REQUIRED TASK » Copy out all the records exactly.

=====

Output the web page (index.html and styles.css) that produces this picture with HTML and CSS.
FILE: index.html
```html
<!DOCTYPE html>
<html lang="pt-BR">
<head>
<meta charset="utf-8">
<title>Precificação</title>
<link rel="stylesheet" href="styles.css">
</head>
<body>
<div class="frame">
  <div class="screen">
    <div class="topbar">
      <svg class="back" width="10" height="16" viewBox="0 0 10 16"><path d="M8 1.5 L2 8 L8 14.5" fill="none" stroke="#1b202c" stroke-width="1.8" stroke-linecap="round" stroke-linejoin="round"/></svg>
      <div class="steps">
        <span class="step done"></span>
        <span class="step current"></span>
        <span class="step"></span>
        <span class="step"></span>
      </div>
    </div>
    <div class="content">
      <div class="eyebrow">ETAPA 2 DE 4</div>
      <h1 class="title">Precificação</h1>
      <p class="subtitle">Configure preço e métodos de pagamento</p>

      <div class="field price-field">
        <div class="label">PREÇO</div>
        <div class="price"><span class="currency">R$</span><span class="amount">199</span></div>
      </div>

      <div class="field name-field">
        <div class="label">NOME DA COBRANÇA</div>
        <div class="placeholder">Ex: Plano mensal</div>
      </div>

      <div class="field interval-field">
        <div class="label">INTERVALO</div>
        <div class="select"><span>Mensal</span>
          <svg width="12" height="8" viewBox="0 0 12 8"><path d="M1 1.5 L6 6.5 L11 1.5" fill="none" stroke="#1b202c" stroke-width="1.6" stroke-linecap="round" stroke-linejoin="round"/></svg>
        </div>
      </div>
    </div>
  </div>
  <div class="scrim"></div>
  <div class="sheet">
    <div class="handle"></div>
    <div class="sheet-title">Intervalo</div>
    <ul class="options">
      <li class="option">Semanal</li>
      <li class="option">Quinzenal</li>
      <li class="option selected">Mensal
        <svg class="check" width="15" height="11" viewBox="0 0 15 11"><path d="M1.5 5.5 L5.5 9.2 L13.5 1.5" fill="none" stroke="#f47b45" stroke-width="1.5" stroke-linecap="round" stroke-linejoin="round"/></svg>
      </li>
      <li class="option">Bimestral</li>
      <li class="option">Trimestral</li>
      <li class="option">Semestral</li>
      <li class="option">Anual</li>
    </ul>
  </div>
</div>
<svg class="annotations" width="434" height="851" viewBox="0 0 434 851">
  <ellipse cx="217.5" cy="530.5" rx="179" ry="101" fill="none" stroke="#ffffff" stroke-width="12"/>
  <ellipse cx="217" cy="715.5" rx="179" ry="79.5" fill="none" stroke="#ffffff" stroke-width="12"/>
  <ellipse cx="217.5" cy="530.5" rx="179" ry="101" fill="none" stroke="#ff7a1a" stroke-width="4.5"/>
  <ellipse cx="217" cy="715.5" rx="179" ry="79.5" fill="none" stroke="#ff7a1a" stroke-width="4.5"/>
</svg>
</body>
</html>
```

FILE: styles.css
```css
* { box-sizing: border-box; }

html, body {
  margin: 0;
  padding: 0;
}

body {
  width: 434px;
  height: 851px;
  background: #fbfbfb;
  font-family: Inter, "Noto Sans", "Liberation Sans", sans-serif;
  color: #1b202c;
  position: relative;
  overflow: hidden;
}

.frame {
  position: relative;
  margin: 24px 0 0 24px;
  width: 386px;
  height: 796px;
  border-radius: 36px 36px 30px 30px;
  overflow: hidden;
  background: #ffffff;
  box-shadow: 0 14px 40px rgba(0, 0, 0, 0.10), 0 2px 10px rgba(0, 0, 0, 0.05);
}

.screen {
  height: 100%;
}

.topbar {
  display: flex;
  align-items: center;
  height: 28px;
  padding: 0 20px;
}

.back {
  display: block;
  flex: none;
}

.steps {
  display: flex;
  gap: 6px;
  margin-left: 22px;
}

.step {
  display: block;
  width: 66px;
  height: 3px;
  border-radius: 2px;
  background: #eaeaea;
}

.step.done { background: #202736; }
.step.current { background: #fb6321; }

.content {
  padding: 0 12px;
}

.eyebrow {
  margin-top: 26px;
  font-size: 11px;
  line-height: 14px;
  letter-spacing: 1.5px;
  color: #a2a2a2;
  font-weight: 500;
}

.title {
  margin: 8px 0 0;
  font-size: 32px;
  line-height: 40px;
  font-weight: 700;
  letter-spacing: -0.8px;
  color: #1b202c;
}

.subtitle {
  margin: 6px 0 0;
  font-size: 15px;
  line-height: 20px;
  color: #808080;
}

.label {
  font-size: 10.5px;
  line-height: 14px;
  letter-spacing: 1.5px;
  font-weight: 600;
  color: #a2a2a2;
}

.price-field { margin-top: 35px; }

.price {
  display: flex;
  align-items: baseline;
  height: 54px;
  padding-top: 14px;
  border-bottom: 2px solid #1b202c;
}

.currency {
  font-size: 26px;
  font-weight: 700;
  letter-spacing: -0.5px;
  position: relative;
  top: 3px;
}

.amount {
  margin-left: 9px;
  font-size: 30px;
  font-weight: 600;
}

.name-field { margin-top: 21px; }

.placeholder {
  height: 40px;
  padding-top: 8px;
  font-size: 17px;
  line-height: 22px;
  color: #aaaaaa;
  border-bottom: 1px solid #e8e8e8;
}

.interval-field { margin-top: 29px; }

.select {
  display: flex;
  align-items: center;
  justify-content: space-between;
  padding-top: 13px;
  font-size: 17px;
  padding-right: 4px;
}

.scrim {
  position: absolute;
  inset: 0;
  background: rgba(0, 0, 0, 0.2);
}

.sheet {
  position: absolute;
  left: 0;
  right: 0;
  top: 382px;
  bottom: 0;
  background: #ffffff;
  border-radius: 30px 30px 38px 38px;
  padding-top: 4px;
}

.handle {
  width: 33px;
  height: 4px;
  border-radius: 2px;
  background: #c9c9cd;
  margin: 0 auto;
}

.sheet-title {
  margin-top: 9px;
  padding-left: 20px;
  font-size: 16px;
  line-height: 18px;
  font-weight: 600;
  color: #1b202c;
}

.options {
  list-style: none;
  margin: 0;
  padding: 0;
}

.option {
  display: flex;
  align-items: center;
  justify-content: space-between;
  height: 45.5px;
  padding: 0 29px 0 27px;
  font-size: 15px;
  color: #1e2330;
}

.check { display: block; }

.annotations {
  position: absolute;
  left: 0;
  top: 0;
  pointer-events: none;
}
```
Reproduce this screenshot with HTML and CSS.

=====

FINAL ANSWER »
Output the web page (index.html and styles.css) that produces this picture with HTML and CSS.
FILE: index.html
```html
<!DOCTYPE html>
<html lang="pt-BR">
<head>
<meta charset="utf-8">
<title>Precificação</title>
<link rel="stylesheet" href="styles.css">
</head>
<body>
<div class="frame">
  <div class="screen">
    <div class="topbar">
      <svg class="back" width="10" height="16" viewBox="0 0 10 16"><path d="M8 1.5 L2 8 L8 14.5" fill="none" stroke="#1b202c" stroke-width="1.8" stroke-linecap="round" stroke-linejoin="round"/></svg>
      <div class="steps">
        <span class="step done"></span>
        <span class="step current"></span>
        <span class="step"></span>
        <span class="step"></span>
      </div>
    </div>
    <div class="content">
      <div class="eyebrow">ETAPA 2 DE 4</div>
      <h1 class="title">Precificação</h1>
      <p class="subtitle">Configure preço e métodos de pagamento</p>

      <div class="field price-field">
        <div class="label">PREÇO</div>
        <div class="price"><span class="currency">R$</span><span class="amount">199</span></div>
      </div>

      <div class="field name-field">
        <div class="label">NOME DA COBRANÇA</div>
        <div class="placeholder">Ex: Plano mensal</div>
      </div>

      <div class="field interval-field">
        <div class="label">INTERVALO</div>
        <div class="select"><span>Mensal</span>
          <svg width="12" height="8" viewBox="0 0 12 8"><path d="M1 1.5 L6 6.5 L11 1.5" fill="none" stroke="#1b202c" stroke-width="1.6" stroke-linecap="round" stroke-linejoin="round"/></svg>
        </div>
      </div>
    </div>
  </div>
  <div class="scrim"></div>
  <div class="sheet">
    <div class="handle"></div>
    <div class="sheet-title">Intervalo</div>
    <ul class="options">
      <li class="option">Semanal</li>
      <li class="option">Quinzenal</li>
      <li class="option selected">Mensal
        <svg class="check" width="15" height="11" viewBox="0 0 15 11"><path d="M1.5 5.5 L5.5 9.2 L13.5 1.5" fill="none" stroke="#f47b45" stroke-width="1.5" stroke-linecap="round" stroke-linejoin="round"/></svg>
      </li>
      <li class="option">Bimestral</li>
      <li class="option">Trimestral</li>
      <li class="option">Semestral</li>
      <li class="option">Anual</li>
    </ul>
  </div>
</div>
<svg class="annotations" width="434" height="851" viewBox="0 0 434 851">
  <ellipse cx="217.5" cy="530.5" rx="179" ry="101" fill="none" stroke="#ffffff" stroke-width="12"/>
  <ellipse cx="217" cy="715.5" rx="179" ry="79.5" fill="none" stroke="#ffffff" stroke-width="12"/>
  <ellipse cx="217.5" cy="530.5" rx="179" ry="101" fill="none" stroke="#ff7a1a" stroke-width="4.5"/>
  <ellipse cx="217" cy="715.5" rx="179" ry="79.5" fill="none" stroke="#ff7a1a" stroke-width="4.5"/>
</svg>
</body>
</html>
```

FILE: styles.css
```css
* { box-sizing: border-box; }

html, body {
  margin: 0;
  padding: 0;
}

body {
  width: 434px;
  height: 851px;
  background: #fbfbfb;
  font-family: Inter, "Noto Sans", "Liberation Sans", sans-serif;
  color: #1b202c;
  position: relative;
  overflow: hidden;
}

.frame {
  position: relative;
  margin: 24px 0 0 24px;
  width: 386px;
  height: 796px;
  border-radius: 36px 36px 30px 30px;
  overflow: hidden;
  background: #ffffff;
  box-shadow: 0 14px 40px rgba(0, 0, 0, 0.10), 0 2px 10px rgba(0, 0, 0, 0.05);
}

.screen {
  height: 100%;
}

.topbar {
  display: flex;
  align-items: center;
  height: 28px;
  padding: 0 20px;
}

.back {
  display: block;
  flex: none;
}

.steps {
  display: flex;
  gap: 6px;
  margin-left: 22px;
}

.step {
  display: block;
  width: 66px;
  height: 3px;
  border-radius: 2px;
  background: #eaeaea;
}

.step.done { background: #202736; }
.step.current { background: #fb6321; }

.content {
  padding: 0 12px;
}

.eyebrow {
  margin-top: 26px;
  font-size: 11px;
  line-height: 14px;
  letter-spacing: 1.5px;
  color: #a2a2a2;
  font-weight: 500;
}

.title {
  margin: 8px 0 0;
  font-size: 32px;
  line-height: 40px;
  font-weight: 700;
  letter-spacing: -0.8px;
  color: #1b202c;
}

.subtitle {
  margin: 6px 0 0;
  font-size: 15px;
  line-height: 20px;
  color: #808080;
}

.label {
  font-size: 10.5px;
  line-height: 14px;
  letter-spacing: 1.5px;
  font-weight: 600;
  color: #a2a2a2;
}

.price-field { margin-top: 35px; }

.price {
  display: flex;
  align-items: baseline;
  height: 54px;
  padding-top: 14px;
  border-bottom: 2px solid #1b202c;
}

.currency {
  font-size: 26px;
  font-weight: 700;
  letter-spacing: -0.5px;
  position: relative;
  top: 3px;
}

.amount {
  margin-left: 9px;
  font-size: 30px;
  font-weight: 600;
}

.name-field { margin-top: 21px; }

.placeholder {
  height: 40px;
  padding-top: 8px;
  font-size: 17px;
  line-height: 22px;
  color: #aaaaaa;
  border-bottom: 1px solid #e8e8e8;
}

.interval-field { margin-top: 29px; }

.select {
  display: flex;
  align-items: center;
  justify-content: space-between;
  padding-top: 13px;
  font-size: 17px;
  padding-right: 4px;
}

.scrim {
  position: absolute;
  inset: 0;
  background: rgba(0, 0, 0, 0.2);
}

.sheet {
  position: absolute;
  left: 0;
  right: 0;
  top: 382px;
  bottom: 0;
  background: #ffffff;
  border-radius: 30px 30px 38px 38px;
  padding-top: 4px;
}

.handle {
  width: 33px;
  height: 4px;
  border-radius: 2px;
  background: #c9c9cd;
  margin: 0 auto;
}

.sheet-title {
  margin-top: 9px;
  padding-left: 20px;
  font-size: 16px;
  line-height: 18px;
  font-weight: 600;
  color: #1b202c;
}

.options {
  list-style: none;
  margin: 0;
  padding: 0;
}

.option {
  display: flex;
  align-items: center;
  justify-content: space-between;
  height: 45.5px;
  padding: 0 29px 0 27px;
  font-size: 15px;
  color: #1e2330;
}

.check { display: block; }

.annotations {
  position: absolute;
  left: 0;
  top: 0;
  pointer-events: none;
}
```
Reproduce this screenshot with HTML and CSS.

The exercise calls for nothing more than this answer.